Bush outlines first US steps against bird flu

The president, citing the potential for an outbreak of avian flu, called for a $7 billion preparedness strategy.

The likelihood remains remote of an outbreak in the United States of what health workers say is the most dangerous strain of avian flu. But the White House - perhaps mindful of the fumbled federal response to hurricane Katrina - has decided that it's time to rally the nation behind pandemic flu preparedness.

Thus President Bush on Tuesday outlined a $7.1 billion strategy that would stockpile vaccines and antiviral drugs and urge preparation of US emergency plans to respond to any future avian flu outbreak.

That's all well and good, say some experts. The US may need to increase its internal capacity to deal with such a threat. But other nations, they add, need to develop flu defenses, too - and in this case the US might be able to help itself by helping others. Public health aid for countries such as Vietnam or Thailand, where experts say a pandemic would be most likely to start, could establish a perimeter defense against flu reaching the US.

Mr. Bush's strategy "is largely focused on creating capacity and resources within the US to deal with the risk of flu pandemic," says Brook Baker, a law professor and an expert on access to healthcare at Northeastern University School of Law in Boston. "It would do far less to develop capacity in other countries, especially countries where the flu is likely to originate."

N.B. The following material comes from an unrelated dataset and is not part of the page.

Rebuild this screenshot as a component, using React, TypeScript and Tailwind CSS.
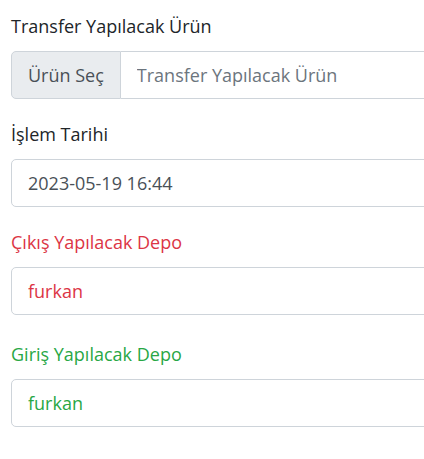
import React from "react";

const font = { fontFamily: '"Open Sans", "Noto Sans", sans-serif' };

const inputBase =
	"h-[48px] w-full border border-[#ced4da] bg-white px-[16px] text-[18px] outline-none";

export default function App() {
	return (
		<div className="w-[424px] h-[459px] overflow-hidden bg-white" style={font}>
			<div className="w-[520px] pl-[11px] pt-[13px] flex flex-col">
				{/* Ürün */}
				<label className="block text-[18px] leading-[27px] text-[#212529] mb-[11px]">
					Transfer Yapılacak Ürün
				</label>
				<div className="flex h-[48px]">
					<span className="flex shrink-0 whitespace-nowrap items-center px-[16px] text-[18px] text-[#495057] bg-[#e9ecef] border border-[#ced4da] rounded-l-[5px]">
						Ürün Seç
					</span>
					<input
						className={`${inputBase} min-w-0 border-l-0 rounded-r-[5px] text-[#495057] placeholder-[#6c757d]`}
						placeholder="Transfer Yapılacak Ürün"
						readOnly
					/>
				</div>

				{/* Tarih */}
				<label className="block text-[18px] leading-[27px] text-[#212529] mt-[22px] mb-[11px]">
					İşlem Tarihi
				</label>
				<input
					className={`${inputBase} rounded-[5px] text-[#495057]`}
					defaultValue="2023-05-19 16:44"
					readOnly
				/>

				{/* Çıkış */}
				<label className="block text-[18px] leading-[27px] text-[#dc3545] mt-[22px] mb-[11px]">
					Çıkış Yapılacak Depo
				</label>
				<input
					className={`${inputBase} rounded-[5px] text-[#dc3545]`}
					defaultValue="furkan"
					readOnly
				/>

				{/* Giriş */}
				<label className="block text-[18px] leading-[27px] text-[#28a745] mt-[26px] mb-[11px]">
					Giriş Yapılacak Depo
				</label>
				<input
					className={`${inputBase} rounded-[5px] text-[#28a745]`}
					defaultValue="furkan"
					readOnly
				/>
			</div>
		</div>
	);
}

Outlining his plan in a speech at the National Institutes of Health in Bethesda, Md., Bush said that no one knows when or where a pandemic of avian flu might strike.

At present, the kind of avian flu said to be the most deadly, the H5N1 strain, has affected humans only in extremely rare cases. All diagnosed cases have occurred in Southeast Asia. The strain, researchers say, would have to mutate significantly to become a serious danger to humans.

Yet it is right to be concerned, said Bush, given the scale of the potential danger. The 1918 flu pandemic affected one-third of the US population.

"At this moment there is no pandemic influenza in the United States or the world, but if history is our guide there's reason to be concerned," said Bush.

The White House plan would allot $2.8 billion to speed the development of new vaccines. A further $2.2 billion would pay for stockpiles of the vaccine against the current strain of bird flu and for antiviral drugs that health workers hope would alleviate flu symptoms.

A $583 million subsidy would pay for state and local governments to prepare emergency plans to respond in the event of an outbreak. Some $251 million would help fund a new international partnership on avian and pandemic influenza. This partnership would help other nations train personnel and improve surveillance and testing.

What the plan does not do is fund medicine for international use. Such drugs are expensive, as the billions earmarked for a possible US supply show.

Some public health organizations lauded Bush for taking the avian flu threat seriously, but said that state and local organizations deserve more funding.

Given the flu's limited impact to date, Bush's flu plan might be seen as alarmist, according to Dr. Marc Siegel, an associate professor at the New York University School of Medicine. "The potential widespread effects of an eventual pandemic are worthy of preparation, not panic," writes Dr. Siegel in a statement on the Bush plan.